- _What you need to do_:
Write out the data again exactly, skipping every picture.

- _Raw data_:
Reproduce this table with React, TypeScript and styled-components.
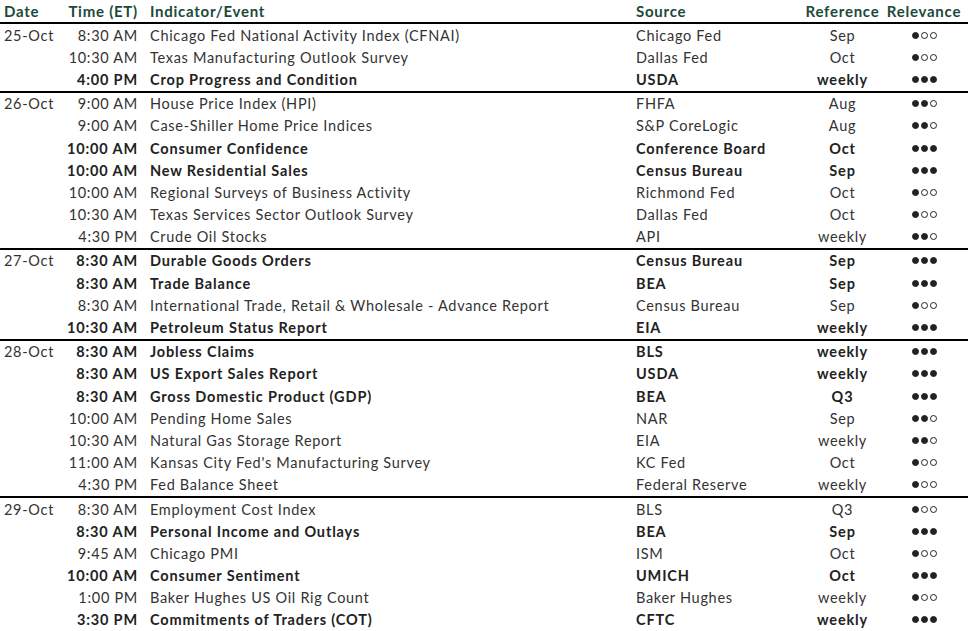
import styled, { createGlobalStyle } from "styled-components";

type Row = {
    time: string;
    event: string;
    source: string;
    period: string;
    rank: 1 | 2 | 3;
    major?: boolean;
};

type Day = { date: string; rows: Row[] };

const calendar: Day[] = [
    {
        date: "25-Oct",
        rows: [
            { time: "8:30 AM", event: "Chicago Fed National Activity Index (CFNAI)", source: "Chicago Fed", period: "Sep", rank: 1 },
            { time: "10:30 AM", event: "Texas Manufacturing Outlook Survey", source: "Dallas Fed", period: "Oct", rank: 1 },
            { time: "4:00 PM", event: "Crop Progress and Condition", source: "USDA", period: "weekly", rank: 3, major: true },
        ],
    },
    {
        date: "26-Oct",
        rows: [
            { time: "9:00 AM", event: "House Price Index (HPI)", source: "FHFA", period: "Aug", rank: 2 },
            { time: "9:00 AM", event: "Case-Shiller Home Price Indices", source: "S&P CoreLogic", period: "Aug", rank: 2 },
            { time: "10:00 AM", event: "Consumer Confidence", source: "Conference Board", period: "Oct", rank: 3, major: true },
            { time: "10:00 AM", event: "New Residential Sales", source: "Census Bureau", period: "Sep", rank: 3, major: true },
            { time: "10:00 AM", event: "Regional Surveys of Business Activity", source: "Richmond Fed", period: "Oct", rank: 1 },
            { time: "10:30 AM", event: "Texas Services Sector Outlook Survey", source: "Dallas Fed", period: "Oct", rank: 1 },
            { time: "4:30 PM", event: "Crude Oil Stocks", source: "API", period: "weekly", rank: 2 },
        ],
    },
    {
        date: "27-Oct",
        rows: [
            { time: "8:30 AM", event: "Durable Goods Orders", source: "Census Bureau", period: "Sep", rank: 3, major: true },
            { time: "8:30 AM", event: "Trade Balance", source: "BEA", period: "Sep", rank: 3, major: true },
            { time: "8:30 AM", event: "International Trade, Retail & Wholesale - Advance Report", source: "Census Bureau", period: "Sep", rank: 1 },
            { time: "10:30 AM", event: "Petroleum Status Report", source: "EIA", period: "weekly", rank: 3, major: true },
        ],
    },
    {
        date: "28-Oct",
        rows: [
            { time: "8:30 AM", event: "Jobless Claims", source: "BLS", period: "weekly", rank: 3, major: true },
            { time: "8:30 AM", event: "US Export Sales Report", source: "USDA", period: "weekly", rank: 3, major: true },
            { time: "8:30 AM", event: "Gross Domestic Product (GDP)", source: "BEA", period: "Q3", rank: 3, major: true },
            { time: "10:00 AM", event: "Pending Home Sales", source: "NAR", period: "Sep", rank: 2 },
            { time: "10:30 AM", event: "Natural Gas Storage Report", source: "EIA", period: "weekly", rank: 2 },
            { time: "11:00 AM", event: "Kansas City Fed's Manufacturing Survey", source: "KC Fed", period: "Oct", rank: 1 },
            { time: "4:30 PM", event: "Fed Balance Sheet", source: "Federal Reserve", period: "weekly", rank: 1 },
        ],
    },
    {
        date: "29-Oct",
        rows: [
            { time: "8:30 AM", event: "Employment Cost Index", source: "BLS", period: "Q3", rank: 1 },
            { time: "8:30 AM", event: "Personal Income and Outlays", source: "BEA", period: "Sep", rank: 3, major: true },
            { time: "9:45 AM", event: "Chicago PMI", source: "ISM", period: "Oct", rank: 1 },
            { time: "10:00 AM", event: "Consumer Sentiment", source: "UMICH", period: "Oct", rank: 3, major: true },
            { time: "1:00 PM", event: "Baker Hughes US Oil Rig Count", source: "Baker Hughes", period: "weekly", rank: 1 },
            { time: "3:30 PM", event: "Commitments of Traders (COT)", source: "CFTC", period: "weekly", rank: 3, major: true },
        ],
    },
];

export default function App() {
    return (
        <>
            <GlobalStyle />
            <Table>
                <HeaderRow>
                    <DateCell>Date</DateCell>
                    <TimeCell>Time (ET)</TimeCell>
                    <EventCell>Indicator/Event</EventCell>
                    <SourceCell>Source</SourceCell>
                    <PeriodCell>Reference</PeriodCell>
                    <RankCell>Relevance</RankCell>
                </HeaderRow>
                {calendar.map((day) => (
                    <DayGroup key={day.date}>
                        {day.rows.map((row, i) => (
                            <BodyRow key={row.event} $major={row.major}>
                                <DateCell>{i === 0 ? day.date : ""}</DateCell>
                                <TimeCell>{row.time}</TimeCell>
                                <EventCell>{row.event}</EventCell>
                                <SourceCell>{row.source}</SourceCell>
                                <PeriodCell>{row.period}</PeriodCell>
                                <RankCell>
                                    <Dots>
                                        {[1, 2, 3].map((n) => (
                                            <Dot key={n} $filled={n <= row.rank} />
                                        ))}
                                    </Dots>
                                </RankCell>
                            </BodyRow>
                        ))}
                    </DayGroup>
                ))}
            </Table>
        </>
    );
}

const GlobalStyle = createGlobalStyle`
    body {
        margin: 0;
        background: #ffffff;
        font-family: "Lato", "Noto Sans", sans-serif;
        color: #2b2b2b;
    }
`;

const Table = styled.div`
    width: 968px;
`;

const RowBase = styled.div`
    display: grid;
    grid-template-columns: 64px 74px 498px 169px 75px 88px;
    align-items: center;
    font-size: 14.5px;
    letter-spacing: 0.7px;
    white-space: nowrap;
`;

const HeaderRow = styled(RowBase)`
    height: 22px;
    font-size: 15px;
    font-weight: 700;
    letter-spacing: 0.75px;
    color: #1c4a3a;
    border-bottom: 2px solid #000;
`;

const DayGroup = styled.div`
    border-bottom: 2px solid #000;
`;

const BodyRow = styled(RowBase)<{ $major?: boolean }>`
    height: 22.2px;
    font-weight: ${(p) => (p.$major ? 700 : 400)};
    letter-spacing: ${(p) => (p.$major ? "0.85px" : "0.7px")};
    color: ${(p) => (p.$major ? "#222" : "#333")};

    & > :first-child {
        font-weight: 400;
        letter-spacing: 0.7px;
        color: #333;
    }
`;

const DateCell = styled.div`
    padding-left: 4px;
`;

const TimeCell = styled.div`
    text-align: right;
`;

const EventCell = styled.div`
    padding-left: 12px;
`;

const SourceCell = styled.div``;

const PeriodCell = styled.div`
    text-align: center;
`;

const RankCell = styled.div`
    display: flex;
    justify-content: center;
`;

const Dots = styled.div`
    display: flex;
    gap: 2px;
`;

const Dot = styled.span<{ $filled: boolean }>`
    width: 7px;
    height: 7px;
    box-sizing: border-box;
    border-radius: 50%;
    background: ${(p) => (p.$filled ? "#222" : "transparent")};
    border: 1.2px solid #222;
`;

- _Completed task_:
Reproduce this table with React, TypeScript and styled-components.
import styled, { createGlobalStyle } from "styled-components";

type Row = {
    time: string;
    event: string;
    source: string;
    period: string;
    rank: 1 | 2 | 3;
    major?: boolean;
};

type Day = { date: string; rows: Row[] };

const calendar: Day[] = [
    {
        date: "25-Oct",
        rows: [
            { time: "8:30 AM", event: "Chicago Fed National Activity Index (CFNAI)", source: "Chicago Fed", period: "Sep", rank: 1 },
            { time: "10:30 AM", event: "Texas Manufacturing Outlook Survey", source: "Dallas Fed", period: "Oct", rank: 1 },
            { time: "4:00 PM", event: "Crop Progress and Condition", source: "USDA", period: "weekly", rank: 3, major: true },
        ],
    },
    {
        date: "26-Oct",
        rows: [
            { time: "9:00 AM", event: "House Price Index (HPI)", source: "FHFA", period: "Aug", rank: 2 },
            { time: "9:00 AM", event: "Case-Shiller Home Price Indices", source: "S&P CoreLogic", period: "Aug", rank: 2 },
            { time: "10:00 AM", event: "Consumer Confidence", source: "Conference Board", period: "Oct", rank: 3, major: true },
            { time: "10:00 AM", event: "New Residential Sales", source: "Census Bureau", period: "Sep", rank: 3, major: true },
            { time: "10:00 AM", event: "Regional Surveys of Business Activity", source: "Richmond Fed", period: "Oct", rank: 1 },
            { time: "10:30 AM", event: "Texas Services Sector Outlook Survey", source: "Dallas Fed", period: "Oct", rank: 1 },
            { time: "4:30 PM", event: "Crude Oil Stocks", source: "API", period: "weekly", rank: 2 },
        ],
    },
    {
        date: "27-Oct",
        rows: [
            { time: "8:30 AM", event: "Durable Goods Orders", source: "Census Bureau", period: "Sep", rank: 3, major: true },
            { time: "8:30 AM", event: "Trade Balance", source: "BEA", period: "Sep", rank: 3, major: true },
            { time: "8:30 AM", event: "International Trade, Retail & Wholesale - Advance Report", source: "Census Bureau", period: "Sep", rank: 1 },
            { time: "10:30 AM", event: "Petroleum Status Report", source: "EIA", period: "weekly", rank: 3, major: true },
        ],
    },
    {
        date: "28-Oct",
        rows: [
            { time: "8:30 AM", event: "Jobless Claims", source: "BLS", period: "weekly", rank: 3, major: true },
            { time: "8:30 AM", event: "US Export Sales Report", source: "USDA", period: "weekly", rank: 3, major: true },
            { time: "8:30 AM", event: "Gross Domestic Product (GDP)", source: "BEA", period: "Q3", rank: 3, major: true },
            { time: "10:00 AM", event: "Pending Home Sales", source: "NAR", period: "Sep", rank: 2 },
            { time: "10:30 AM", event: "Natural Gas Storage Report", source: "EIA", period: "weekly", rank: 2 },
            { time: "11:00 AM", event: "Kansas City Fed's Manufacturing Survey", source: "KC Fed", period: "Oct", rank: 1 },
            { time: "4:30 PM", event: "Fed Balance Sheet", source: "Federal Reserve", period: "weekly", rank: 1 },
        ],
    },
    {
        date: "29-Oct",
        rows: [
            { time: "8:30 AM", event: "Employment Cost Index", source: "BLS", period: "Q3", rank: 1 },
            { time: "8:30 AM", event: "Personal Income and Outlays", source: "BEA", period: "Sep", rank: 3, major: true },
            { time: "9:45 AM", event: "Chicago PMI", source: "ISM", period: "Oct", rank: 1 },
            { time: "10:00 AM", event: "Consumer Sentiment", source: "UMICH", period: "Oct", rank: 3, major: true },
            { time: "1:00 PM", event: "Baker Hughes US Oil Rig Count", source: "Baker Hughes", period: "weekly", rank: 1 },
            { time: "3:30 PM", event: "Commitments of Traders (COT)", source: "CFTC", period: "weekly", rank: 3, major: true },
        ],
    },
];

export default function App() {
    return (
        <>
            <GlobalStyle />
            <Table>
                <HeaderRow>
                    <DateCell>Date</DateCell>
                    <TimeCell>Time (ET)</TimeCell>
                    <EventCell>Indicator/Event</EventCell>
                    <SourceCell>Source</SourceCell>
                    <PeriodCell>Reference</PeriodCell>
                    <RankCell>Relevance</RankCell>
                </HeaderRow>
                {calendar.map((day) => (
                    <DayGroup key={day.date}>
                        {day.rows.map((row, i) => (
                            <BodyRow key={row.event} $major={row.major}>
                                <DateCell>{i === 0 ? day.date : ""}</DateCell>
                                <TimeCell>{row.time}</TimeCell>
                                <EventCell>{row.event}</EventCell>
                                <SourceCell>{row.source}</SourceCell>
                                <PeriodCell>{row.period}</PeriodCell>
                                <RankCell>
                                    <Dots>
                                        {[1, 2, 3].map((n) => (
                                            <Dot key={n} $filled={n <= row.rank} />
                                        ))}
                                    </Dots>
                                </RankCell>
                            </BodyRow>
                        ))}
                    </DayGroup>
                ))}
            </Table>
        </>
    );
}

const GlobalStyle = createGlobalStyle`
    body {
        margin: 0;
        background: #ffffff;
        font-family: "Lato", "Noto Sans", sans-serif;
        color: #2b2b2b;
    }
`;

const Table = styled.div`
    width: 968px;
`;

const RowBase = styled.div`
    display: grid;
    grid-template-columns: 64px 74px 498px 169px 75px 88px;
    align-items: center;
    font-size: 14.5px;
    letter-spacing: 0.7px;
    white-space: nowrap;
`;

const HeaderRow = styled(RowBase)`
    height: 22px;
    font-size: 15px;
    font-weight: 700;
    letter-spacing: 0.75px;
    color: #1c4a3a;
    border-bottom: 2px solid #000;
`;

const DayGroup = styled.div`
    border-bottom: 2px solid #000;
`;

const BodyRow = styled(RowBase)<{ $major?: boolean }>`
    height: 22.2px;
    font-weight: ${(p) => (p.$major ? 700 : 400)};
    letter-spacing: ${(p) => (p.$major ? "0.85px" : "0.7px")};
    color: ${(p) => (p.$major ? "#222" : "#333")};

    & > :first-child {
        font-weight: 400;
        letter-spacing: 0.7px;
        color: #333;
    }
`;

const DateCell = styled.div`
    padding-left: 4px;
`;

const TimeCell = styled.div`
    text-align: right;
`;

const EventCell = styled.div`
    padding-left: 12px;
`;

const SourceCell = styled.div``;

const PeriodCell = styled.div`
    text-align: center;
`;

const RankCell = styled.div`
    display: flex;
    justify-content: center;
`;

const Dots = styled.div`
    display: flex;
    gap: 2px;
`;

const Dot = styled.span<{ $filled: boolean }>`
    width: 7px;
    height: 7px;
    box-sizing: border-box;
    border-radius: 50%;
    background: ${(p) => (p.$filled ? "#222" : "transparent")};
    border: 1.2px solid #222;
`;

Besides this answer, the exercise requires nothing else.